THE REQUEST:
Write every line out verbatim and omit the pictures.

INFORMATION PROVIDED:
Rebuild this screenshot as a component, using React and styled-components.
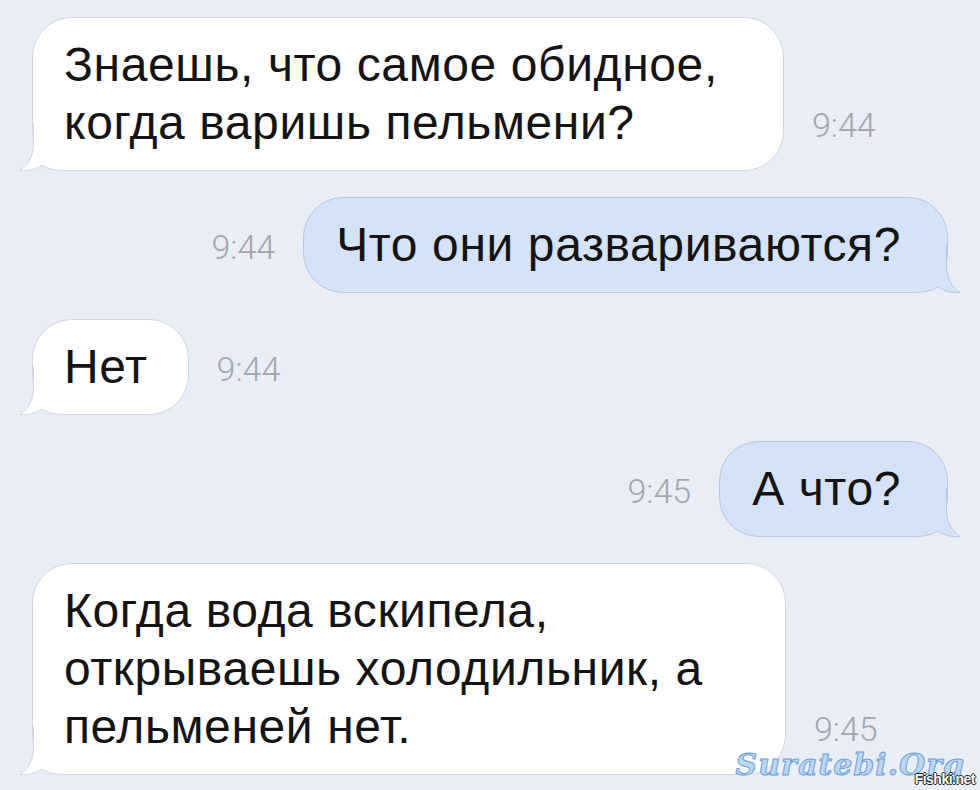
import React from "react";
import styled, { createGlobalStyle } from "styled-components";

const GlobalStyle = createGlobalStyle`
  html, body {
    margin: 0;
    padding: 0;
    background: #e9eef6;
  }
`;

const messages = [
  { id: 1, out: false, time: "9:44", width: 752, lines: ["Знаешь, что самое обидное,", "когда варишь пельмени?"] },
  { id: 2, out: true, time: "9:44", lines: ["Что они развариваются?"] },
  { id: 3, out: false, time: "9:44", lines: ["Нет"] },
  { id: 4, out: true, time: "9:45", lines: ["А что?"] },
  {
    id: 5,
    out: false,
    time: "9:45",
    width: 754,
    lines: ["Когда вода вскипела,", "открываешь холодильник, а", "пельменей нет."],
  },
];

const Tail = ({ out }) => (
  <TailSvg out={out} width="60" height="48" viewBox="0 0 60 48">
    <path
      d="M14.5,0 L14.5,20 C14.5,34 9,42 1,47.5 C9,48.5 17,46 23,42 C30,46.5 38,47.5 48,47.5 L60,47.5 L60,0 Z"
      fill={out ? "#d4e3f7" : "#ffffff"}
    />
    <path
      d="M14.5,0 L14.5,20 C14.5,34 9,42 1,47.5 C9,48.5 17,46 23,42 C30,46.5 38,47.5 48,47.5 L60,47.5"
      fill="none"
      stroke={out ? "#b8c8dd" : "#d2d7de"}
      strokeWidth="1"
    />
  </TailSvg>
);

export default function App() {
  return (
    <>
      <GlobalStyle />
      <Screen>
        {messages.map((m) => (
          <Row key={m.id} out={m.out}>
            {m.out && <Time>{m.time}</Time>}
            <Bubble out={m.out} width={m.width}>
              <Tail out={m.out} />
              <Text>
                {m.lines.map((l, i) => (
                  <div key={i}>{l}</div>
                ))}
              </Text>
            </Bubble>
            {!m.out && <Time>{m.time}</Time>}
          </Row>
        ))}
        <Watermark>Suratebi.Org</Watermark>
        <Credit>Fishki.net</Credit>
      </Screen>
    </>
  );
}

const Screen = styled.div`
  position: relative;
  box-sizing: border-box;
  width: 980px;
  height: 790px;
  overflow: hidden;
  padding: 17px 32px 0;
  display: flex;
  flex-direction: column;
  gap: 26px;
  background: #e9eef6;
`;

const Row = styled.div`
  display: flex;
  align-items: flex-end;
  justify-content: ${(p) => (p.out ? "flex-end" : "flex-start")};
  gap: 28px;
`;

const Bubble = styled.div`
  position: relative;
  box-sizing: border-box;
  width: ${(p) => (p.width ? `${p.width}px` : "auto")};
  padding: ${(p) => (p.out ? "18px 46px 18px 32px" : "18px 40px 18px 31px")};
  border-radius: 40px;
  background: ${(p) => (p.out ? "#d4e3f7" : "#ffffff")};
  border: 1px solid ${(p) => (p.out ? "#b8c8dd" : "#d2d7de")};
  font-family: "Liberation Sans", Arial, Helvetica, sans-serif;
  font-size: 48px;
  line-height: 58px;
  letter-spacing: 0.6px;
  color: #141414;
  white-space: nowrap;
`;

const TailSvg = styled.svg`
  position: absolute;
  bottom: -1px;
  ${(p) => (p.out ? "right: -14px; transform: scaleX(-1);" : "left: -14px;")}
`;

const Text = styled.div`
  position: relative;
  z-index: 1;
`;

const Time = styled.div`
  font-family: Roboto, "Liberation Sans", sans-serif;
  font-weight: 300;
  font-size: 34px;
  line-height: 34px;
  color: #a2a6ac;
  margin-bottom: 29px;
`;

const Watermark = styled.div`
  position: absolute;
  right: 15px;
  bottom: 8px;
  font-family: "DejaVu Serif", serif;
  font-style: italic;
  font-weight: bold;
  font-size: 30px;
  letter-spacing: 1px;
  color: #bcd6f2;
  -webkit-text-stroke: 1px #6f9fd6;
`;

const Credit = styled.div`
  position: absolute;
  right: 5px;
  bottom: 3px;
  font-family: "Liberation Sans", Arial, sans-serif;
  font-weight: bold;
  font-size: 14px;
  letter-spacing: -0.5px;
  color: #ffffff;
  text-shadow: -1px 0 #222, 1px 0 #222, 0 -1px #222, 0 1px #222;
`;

OUTPUT:
Rebuild this screenshot as a component, using React and styled-components.
import React from "react";
import styled, { createGlobalStyle } from "styled-components";

const GlobalStyle = createGlobalStyle`
  html, body {
    margin: 0;
    padding: 0;
    background: #e9eef6;
  }
`;

const messages = [
  { id: 1, out: false, time: "9:44", width: 752, lines: ["Знаешь, что самое обидное,", "когда варишь пельмени?"] },
  { id: 2, out: true, time: "9:44", lines: ["Что они развариваются?"] },
  { id: 3, out: false, time: "9:44", lines: ["Нет"] },
  { id: 4, out: true, time: "9:45", lines: ["А что?"] },
  {
    id: 5,
    out: false,
    time: "9:45",
    width: 754,
    lines: ["Когда вода вскипела,", "открываешь холодильник, а", "пельменей нет."],
  },
];

const Tail = ({ out }) => (
  <TailSvg out={out} width="60" height="48" viewBox="0 0 60 48">
    <path
      d="M14.5,0 L14.5,20 C14.5,34 9,42 1,47.5 C9,48.5 17,46 23,42 C30,46.5 38,47.5 48,47.5 L60,47.5 L60,0 Z"
      fill={out ? "#d4e3f7" : "#ffffff"}
    />
    <path
      d="M14.5,0 L14.5,20 C14.5,34 9,42 1,47.5 C9,48.5 17,46 23,42 C30,46.5 38,47.5 48,47.5 L60,47.5"
      fill="none"
      stroke={out ? "#b8c8dd" : "#d2d7de"}
      strokeWidth="1"
    />
  </TailSvg>
);

export default function App() {
  return (
    <>
      <GlobalStyle />
      <Screen>
        {messages.map((m) => (
          <Row key={m.id} out={m.out}>
            {m.out && <Time>{m.time}</Time>}
            <Bubble out={m.out} width={m.width}>
              <Tail out={m.out} />
              <Text>
                {m.lines.map((l, i) => (
                  <div key={i}>{l}</div>
                ))}
              </Text>
            </Bubble>
            {!m.out && <Time>{m.time}</Time>}
          </Row>
        ))}
        <Watermark>Suratebi.Org</Watermark>
        <Credit>Fishki.net</Credit>
      </Screen>
    </>
  );
}

const Screen = styled.div`
  position: relative;
  box-sizing: border-box;
  width: 980px;
  height: 790px;
  overflow: hidden;
  padding: 17px 32px 0;
  display: flex;
  flex-direction: column;
  gap: 26px;
  background: #e9eef6;
`;

const Row = styled.div`
  display: flex;
  align-items: flex-end;
  justify-content: ${(p) => (p.out ? "flex-end" : "flex-start")};
  gap: 28px;
`;

const Bubble = styled.div`
  position: relative;
  box-sizing: border-box;
  width: ${(p) => (p.width ? `${p.width}px` : "auto")};
  padding: ${(p) => (p.out ? "18px 46px 18px 32px" : "18px 40px 18px 31px")};
  border-radius: 40px;
  background: ${(p) => (p.out ? "#d4e3f7" : "#ffffff")};
  border: 1px solid ${(p) => (p.out ? "#b8c8dd" : "#d2d7de")};
  font-family: "Liberation Sans", Arial, Helvetica, sans-serif;
  font-size: 48px;
  line-height: 58px;
  letter-spacing: 0.6px;
  color: #141414;
  white-space: nowrap;
`;

const TailSvg = styled.svg`
  position: absolute;
  bottom: -1px;
  ${(p) => (p.out ? "right: -14px; transform: scaleX(-1);" : "left: -14px;")}
`;

const Text = styled.div`
  position: relative;
  z-index: 1;
`;

const Time = styled.div`
  font-family: Roboto, "Liberation Sans", sans-serif;
  font-weight: 300;
  font-size: 34px;
  line-height: 34px;
  color: #a2a6ac;
  margin-bottom: 29px;
`;

const Watermark = styled.div`
  position: absolute;
  right: 15px;
  bottom: 8px;
  font-family: "DejaVu Serif", serif;
  font-style: italic;
  font-weight: bold;
  font-size: 30px;
  letter-spacing: 1px;
  color: #bcd6f2;
  -webkit-text-stroke: 1px #6f9fd6;
`;

const Credit = styled.div`
  position: absolute;
  right: 5px;
  bottom: 3px;
  font-family: "Liberation Sans", Arial, sans-serif;
  font-weight: bold;
  font-size: 14px;
  letter-spacing: -0.5px;
  color: #ffffff;
  text-shadow: -1px 0 #222, 1px 0 #222, 0 -1px #222, 0 1px #222;
`;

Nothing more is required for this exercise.